ちなみにこのテキサス大隊の救出はルーズベルト大統領直々の命令のもと行われ、ドイツ軍と激しい戦闘を繰り広げた。テキサス大隊211人を救うために442戦闘団の216人が戦死し、600人以上が手足を失ったという。ちなみに解放した際、テキサス大隊が442連隊に対してジャップ部隊なのかと皮肉ったため、日系人少佐は「俺たちはアメリカ陸軍だ。いいなおせ!」と胸ぐらを掴んで激怒したという。
442連隊は歩兵大隊のみ今なお存続しているようで、ベトナム戦争、イラク任務等に当たったとされている。現在、敵のみならず偏見にも打ち勝った例としてアメリカ陸軍士官学校において442連隊の歴史は必修科目となっている。
次に具体的な日系人を取り上げる。
政権中枢の日系人
エリックシンセキ(日本名:親関けん)
日系人として初めてアメリカ陸軍のトップまで踊りつめた人物。
名門ウエストポイント士官学校卒業。
真珠湾攻撃の翌年にホノルルで生まれ、第二次世界大戦では前線で指揮をとった。その後、アメリカ陸軍のトップまで踊りつめ、イラク戦争などを指揮。しかしながら軍のトップにアジア人がつくことに対する風当たりは強く、政権内で孤立。少数精鋭を訴える国務長官と対立し、ついには追放されてしまう。しかしながらイラク戦争でアメリカ陸軍の少数精鋭部隊の失敗が伝えられるとシンセキの評価は再び上昇、公聴会にてシンセキが正しかったことが証明され政権に復帰。人種差別的な感情から彼を追い出したとされるラムズフェルド国防長官が今度は更迭になった。のちに退役軍人省長官。
ノーマンミネタ(峯田良雄)
アジア人として初の閣僚経験者。サンノゼ市長。商務長官、運輸長官。(日本における経済産業大臣、国土交通大臣)を経験。ロッキードマーチン副社長。

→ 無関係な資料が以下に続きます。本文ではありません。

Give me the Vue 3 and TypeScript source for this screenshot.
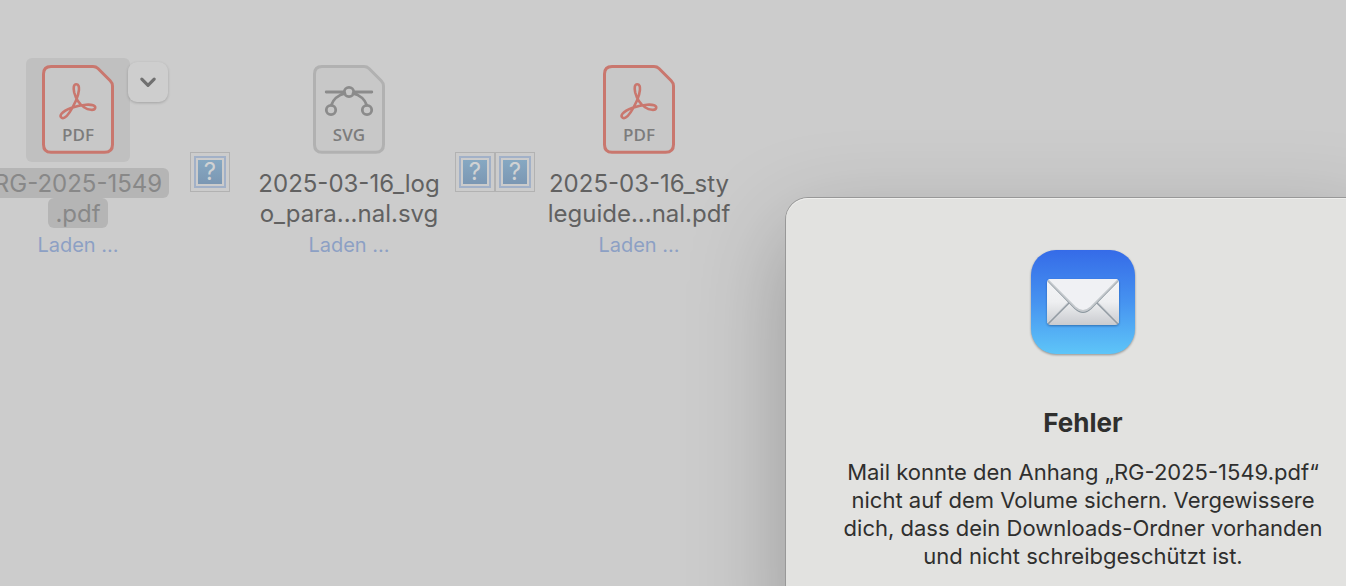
<script setup lang="ts">
type Kind = 'PDF' | 'SVG'

interface Attachment {
  kind: Kind
  lines: string[]
  selected: boolean
  missingAfter: number
}

const attachments: Attachment[] = [
  { kind: 'PDF', lines: ['RG-2025-1549', '.pdf'], selected: true, missingAfter: 1 },
  { kind: 'SVG', lines: ['2025-03-16_log', 'o_para...nal.svg'], selected: false, missingAfter: 2 },
  { kind: 'PDF', lines: ['2025-03-16_sty', 'leguide...nal.pdf'], selected: false, missingAfter: 0 },
]

const message: string[] = [
  'Mail konnte den Anhang „RG-2025-1549.pdf“',
  'nicht auf dem Volume sichern. Vergewissere',
  'dich, dass dein Downloads-Ordner vorhanden',
  'und nicht schreibgeschützt ist.',
]
</script>

<template>
  <main class="window">
    <section class="attachments">
      <template v-for="(file, i) in attachments" :key="i">
        <article class="file" :class="{ selected: file.selected }">
          <div class="thumb">
            <svg class="page" :class="file.kind.toLowerCase()" viewBox="0 0 72 89" aria-hidden="true">
              <path
                class="outline"
                d="M9 1.5H51Q54 1.5 56 3.5L68 15.500Q70.500 18 70.500 21V79.500Q70.500 87.300 62.500 87.300H9Q1.500 87.300 1.500 79.500V9Q1.500 1.500 9 1.500Z"
              />
              <path
                v-if="file.kind === 'PDF'"
                class="acrobat"
                d="M34.200 19.200C38.800 19.200 37 29 34 35.500C31 42 27 50.500 22.500 52.600C19.500 54 17.300 51.500 19.500 48.800C23 44.500 35 40.200 44 39.700C50 39.300 53.700 40.500 53.200 43C52.600 45.800 46.500 45.300 42 42.200C37 38.800 33.500 32.500 32.200 27.500C31.200 23 31.500 19.200 34.200 19.200Z"
              />
              <g v-else class="bezier">
                <path d="M13.200 27H31M41 27H58.800M32 28.500C24 30.500 20 35 18.400 40M40 28.500C48 30.500 52 35 53.600 40" />
                <circle cx="36" cy="27" r="4.700" />
                <circle cx="18" cy="45" r="4.700" />
                <circle cx="54" cy="45" r="4.700" />
              </g>
              <text x="36" y="76" text-anchor="middle">{{ file.kind }}</text>
            </svg>
            <button v-if="file.selected" class="more" type="button" aria-label="Optionen">
              <svg viewBox="0 0 16 16" aria-hidden="true"><path d="M2.500 5.500L8 11L13.500 5.500" /></svg>
            </button>
          </div>
          <div class="name">
            <span v-for="line in file.lines" :key="line">{{ line }}</span>
          </div>
          <div class="status">Laden ...</div>
        </article>
        <div v-if="file.missingAfter" class="missing-group" :class="{ single: file.missingAfter === 1 }">
          <span v-for="n in file.missingAfter" :key="n" class="missing"><i>?</i></span>
        </div>
      </template>
    </section>

    <section class="dialog" role="alertdialog" aria-labelledby="title" aria-describedby="message">
      <svg class="mail" viewBox="0 0 104 104" aria-hidden="true">
        <defs>
          <linearGradient id="sky" x1="0" y1="0" x2="0" y2="1">
            <stop offset="0" stop-color="#356be8" />
            <stop offset="0.500" stop-color="#4693f0" />
            <stop offset="1" stop-color="#5ec5f8" />
          </linearGradient>
          <linearGradient id="paper" x1="0" y1="0" x2="0" y2="1">
            <stop offset="0" stop-color="#f4f5f7" />
            <stop offset="0.500" stop-color="#eeeff1" />
            <stop offset="1" stop-color="#c9cbcf" />
          </linearGradient>
          <clipPath id="envelope"><rect x="16" y="29" width="72" height="46" rx="4" /></clipPath>
        </defs>
        <rect width="104" height="104" rx="25" fill="url(#sky)" />
        <g class="letter">
          <rect x="16" y="29" width="72" height="46" rx="4" fill="url(#paper)" />
          <g clip-path="url(#envelope)" fill="none">
            <path d="M17 74L38 53M87 74L66 53" stroke="#929ba3" stroke-width="1.600" />
            <path d="M15 74L37 52M89 74L67 52" stroke="#d4d7da" stroke-width="0.800" />
            <path d="M16 29L44 57.500Q52 65.500 60 57.500L88 29Z" fill="#f0f1f4" />
            <path d="M17 31L44 58.500Q52 66 60 58.500L87 31" stroke="#8c979f" stroke-width="1.300" />
            <path d="M17 30L44 57.200Q52 64.600 60 57.200L87 30" stroke="#c5c9cd" stroke-width="1.700" />
          </g>
        </g>
      </svg>
      <h1 id="title">Fehler</h1>
      <p id="message">
        <span v-for="line in message" :key="line">{{ line }}</span>
      </p>
    </section>
  </main>
</template>

<style>
body {
  margin: 0;
}
</style>

<style scoped>
.window {
  position: relative;
  box-sizing: border-box;
  min-height: 100vh;
  padding-top: 58px;
  overflow: hidden;
  background: #cccccc;
  font-family: Inter, "Liberation Sans", sans-serif;
}

.attachments {
  display: flex;
  align-items: flex-start;
  margin-left: -26px;
}

.file {
  display: flex;
  flex: 0 0 208px;
  flex-direction: column;
  align-items: center;
}

.thumb {
  position: relative;
  display: flex;
  justify-content: center;
  box-sizing: border-box;
  width: 104px;
  height: 104px;
  margin-bottom: 6px;
  padding-top: 7px;
  border-radius: 6px;
}

.selected .thumb {
  background: #c0c0c0;
}

.page {
  width: 72px;
  height: 89px;
}

.outline {
  fill: #c8c8c8;
  stroke-width: 3;
}

.pdf .outline {
  stroke: #c9776e;
}

.svg .outline {
  stroke: #b1b1b1;
}

.page text {
  fill: #7c7c7c;
  font: 600 17px "Open Sans", sans-serif;
}

.acrobat {
  fill: none;
  stroke: #c9776e;
  stroke-width: 2.600;
}

.bezier {
  fill: none;
  stroke: #8b8b8b;
  stroke-width: 2.800;
  stroke-linecap: round;
}

.more {
  position: absolute;
  top: 4px;
  left: 102px;
  display: flex;
  align-items: center;
  justify-content: center;
  width: 40px;
  height: 40px;
  padding: 0;
  border: 0;
  border-radius: 9px;
  background: #cecece;
  box-shadow: 0 1px 3px rgba(0, 0, 0, 0.2);
}

.more svg {
  width: 18px;
  height: 18px;
  fill: none;
  stroke: #707070;
  stroke-width: 2.800;
  stroke-linecap: round;
  stroke-linejoin: round;
}

.name {
  display: flex;
  flex-direction: column;
  align-items: center;
  color: #616161;
  font-size: 24px;
  line-height: 28px;
  white-space: nowrap;
}

.name span {
  padding: 2px 7px 0;
  border-radius: 6px;
}

.selected .name {
  color: #888888;
}

.selected .name span {
  background: #b5b5b5;
}

.status {
  color: #8ca0c4;
  font-size: 20px;
  line-height: 34px;
}

.missing-group {
  display: flex;
  margin: 94px 0 0 2px;
}

.missing-group.single {
  margin: 94px 15px 0 8px;
}

.missing {
  box-sizing: border-box;
  width: 40px;
  height: 40px;
  padding: 3px;
  border: 1px solid #b2b2b2;
}

.missing i {
  display: block;
  box-sizing: border-box;
  width: 32px;
  height: 32px;
  border: 2px solid #a2b1c8;
  background: linear-gradient(#86a8c2, #7b97b3) content-box;
  padding: 2px;
  color: #d0d2d3;
  font-size: 24px;
  font-style: normal;
  font-weight: 400;
  line-height: 24px;
  text-align: center;
}

.dialog {
  position: absolute;
  top: 198px;
  right: -34px;
  bottom: -60px;
  left: 786px;
  display: flex;
  flex-direction: column;
  align-items: center;
  box-sizing: border-box;
  padding-top: 52px;
  border-radius: 22px;
  background: #e2e2e0;
  box-shadow: 0 0 0 1px #989898, 0 32px 96px rgba(0, 0, 0, 0.25), inset 0 1px 0 #efefed;
  color: #2f2f2e;
}

.mail {
  width: 104px;
  height: 104px;
  overflow: visible;
  filter: drop-shadow(0 1px 1px rgba(0, 0, 0, 0.36));
}

.letter {
  filter: drop-shadow(0 1px 1px rgba(0, 40, 100, 0.45));
}

h1 {
  margin: 52px 0 18px;
  font-size: 26px;
  font-weight: 700;
  line-height: 34px;
}

p {
  margin: 0;
  font-size: 22px;
  line-height: 28px;
  text-align: center;
  white-space: nowrap;
}

p span {
  display: block;
}
</style>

サンフランシスコ近くサンノゼ生まれ。幼少期は日系人収容所に投獄された。卒業後はUCバークレーで学び、日系人として初めて本土大都市の市長に就任(サンノゼ)。ロッキードマーチン副社長を経験したのち、ワシントン入り。クリントン政権下で商務長官、ブッシュ政権下で運輸長官。
9.11発生時は運輸長官を務めていたため、全米の航空網の管理、対応に追われた。同時多発的テロを受けアラビア系に対する差別措置が本国でも合法的に取られたが、日本人として差別された幼少期の経験からミネタはこれに断固反対。
現在シリコンバレー有する大都市サンノゼ市の空港にノーマン・ミネタ・国際空港の名を残す。
ダニエルKイノウエ(井上健)
上院仮議長(議長は副大統領)。閣僚ではないものの、大統領継承順位3位にまで上り詰め、アジア人としては最高位の地位を得た。大統領継承順位は実質的なアメリカ政権内での権力の大きさを示す。
ハワイ生まれ、戦時中は442戦隊に属し本国帰還後、アメリカ議会下院入り。その後上院仮議長。
初めて議会入りした際、アメリカでは国家に忠誠を示す。その際右手を挙手して宣誓をしなければいけないが、イノウエは右手を戦争で失っていたため左手を上げた。この時代はまだ議会内にも日系人に対する偏見が強かったというが、若き米兵としてアメリカのために片腕を失ったことがこの時わかるとその瞬間、議会内は静まり返ったという。
生涯にわたって日本との関係を重視し続け、慰安婦問題や原爆問題に取り組んだが、2012年にアメリカ本土にて死去。
死去に際してオバマ大統領は「真の英雄を失った」と声明を発表。それに続き、国務長官、国防長官、両議院の院長が相次いで声明を発表し彼の功績をたたえた。歴代のアメリカ議員としても32人目、アジア人としては初めて、アメリカ合衆国議会議事堂中央広間に遺体が安置された。相当な愛国者だったと言われ、最後の言葉は「アロハ」だったとされる。
アメリカ海軍駆逐艦他、ホノルル国際空港にダニエルKイノウエ国際空港として名を残す。
オバマ大統領も出席したダニエルKイノウエ追悼式典
以上、日系アメリカ人として、アメリカ国内において非常に大きな功績を残した人物を取り上げた。もちろんこれは一部に過ぎず、その他大勢アメリカで成功を収めた日系人がいる(サイバー軍長官、情報局トップ、太平洋軍司令官など)
真珠湾攻撃からまだ100年も経ってないハワイの最大の玄関口に日系の名前をつけるところにも見られるアメリカの懐の深さ。出自が何であろうと、努力さえすれば裸一貫でも成り上がることを許してくれる国。まさにこれら日系人は差別と戦いながらアメリカンドリームを体現した者たちと言えるのではないだろうか。